Interpolation, padding - does the padding x value matter?
In [1]:
%pylab inline
In [2]:
import numpy as np
In [3]:
import matplotlib.pylab as plt
In [4]:
import scipy.interpolate as spi
In [5]:
x = np.arange(5)
# Some random numbers for the ys
y = np.array([-0.16001414, 0.88690672, 0.32057716, 0.09396015, 0.54394511])
In [6]:
plt.plot(x, y)
Out[6]:
First we try a padding x value at -1, so 1 unit away from the first real value of x == 0
In [7]:
padded_x = np.r_[-1, x]
padded_y = np.r_[y[0], y]
interp = spi.interp1d(padded_x, padded_y, 'cubic')
interped = interp([-0.1, 0.5])
interped
Out[7]:
Now we try and padding x value of -0.1, much closer to the first real value of 0. We use the same padding value of y. The interpolated value for 0.5 is different in this case:
In [8]:
padded_x_close = np.r_[-0.1, x]
interp_closer = spi.interp1d(padded_x_close, padded_y, 'cubic')
interped_closer = interp_closer([-0.1, 0.5])
interped_closer
Out[8]:
We can see why by plotting the full interpolated time courses:
In [9]:
fine_time_short = np.linspace(-0.1, 4)
fine_time_long = np.linspace(-1, 4)
plt.plot(fine_time_long, interp(fine_time_long), 'r:', label='Distant padding')
plt.plot(padded_x, padded_y, 'go', fillstyle='none') # so we can see the +'s below
plt.plot(fine_time_short, interp_closer(fine_time_short), 'b:', label='Close padding')

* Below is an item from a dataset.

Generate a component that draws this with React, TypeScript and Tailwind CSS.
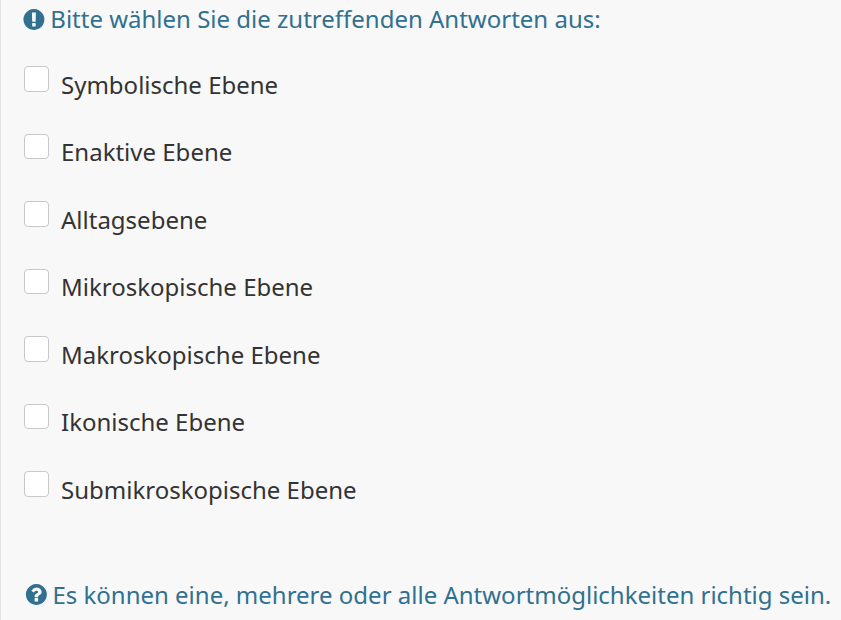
const options = [
  'Symbolische Ebene',
  'Enaktive Ebene',
  'Alltagsebene',
  'Mikroskopische Ebene',
  'Makroskopische Ebene',
  'Ikonische Ebene',
  'Submikroskopische Ebene',
];

const exclamation =
  'M896 128q209 0 385.5 103t279.5 279.5 103 385.5-103 385.5-279.5 279.5-385.5 103-385.5-103-279.5-279.5-103-385.5 103-385.5 279.5-279.5 385.5-103zm128 1247v-190q0-14-9-23.5t-22-9.5h-192q-13 0-23 10t-10 23v190q0 13 10 23t23 10h192q13 0 22-9.5t9-23.5zm-2-344l18-621q0-12-10-18-10-8-24-8h-220q-14 0-24 8-10 6-10 18l17 621q0 10 10 17.5t24 7.5h194q14 0 23.5-7.5t10.5-17.5z';

const question =
  'M1024 1376v-192q0-14-9-23t-23-9h-192q-14 0-23 9t-9 23v192q0 14 9 23t23 9h192q14 0 23-9t9-23zm256-672q0-88-55.5-163t-138.5-116-170-41q-243 0-371 213-15 24 8 42l132 100q7 6 19 6 16 0 25-12 53-68 86-92 34-24 86-24 48 0 85.5 26t37.5 59q0 38-20 61t-68 45q-63 28-115.5 86.5t-52.5 125.5v36q0 14 9 23t23 9h192q14 0 23-9t9-23q0-19 21.5-49.5t54.5-49.5q32-18 49-28.5t46-35 44.5-48 28-60.5 12.5-81zm384 192q0 209-103 385.5t-279.5 279.5-385.5 103-385.5-103-279.5-279.5-103-385.5 103-385.5 279.5-279.5 385.5-103 385.5 103 279.5 279.5 103 385.5z';

function HintIcon({ path, viewBox }: { path: string; viewBox: string }) {
  return (
    <svg viewBox={viewBox} fill="currentColor" aria-hidden="true" className="size-[21px] shrink-0 overflow-visible">
      <path d={path} />
    </svg>
  );
}

export default function App() {
  return (
    <main className="h-[620px] w-[841px] overflow-hidden border-l border-[#e4e4e4] bg-[#f8f8f8] pl-[23px] font-['Noto_Sans',sans-serif] text-[24px] leading-[34px] text-[#333333]">
      <div className="-ml-[0.7px] flex h-[38px] items-center gap-[6px] whitespace-nowrap text-[#31708f]">
        <HintIcon path={exclamation} viewBox="98 128 1536 1536" />
        <span>Bitte wählen Sie die zutreffenden Antworten aus:</span>
      </div>
      <ul className="mt-[28.1px]">
        {options.map((label) => (
          <li key={label} className="h-[67.5px]">
            <label className="flex items-start">
              <input type="checkbox" className="h-[25.6px] w-[25px] shrink-0 appearance-none rounded-[4px] border border-[#c8c8c8] bg-white" />
              <span className="ml-3 pt-[1.7px]">{label}</span>
            </label>
          </li>
        ))}
      </ul>
      <div className="mt-[39.2px] flex items-center gap-[5.4px] whitespace-nowrap pl-[2px] text-[#31708f]">
        <HintIcon path={question} viewBox="138 128 1536 1536" />
        <span>Es können eine, mehrere oder alle Antwortmöglichkeiten richtig sein.</span>
      </div>
    </main>
  );
}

plt.plot(padded_x_close, padded_y, 'k+')
plt.xlim([-1.2, 4.2])
plt.legend()
Out[9]:
The nearness of the padding value dictates the sharpness of the curve after the next point, because the slope of the curve from the previous segment influences the slope of the next segments. This is in the nature of the spline interpolation we have used - the slope of the curve has to be the same just before and just after each data point.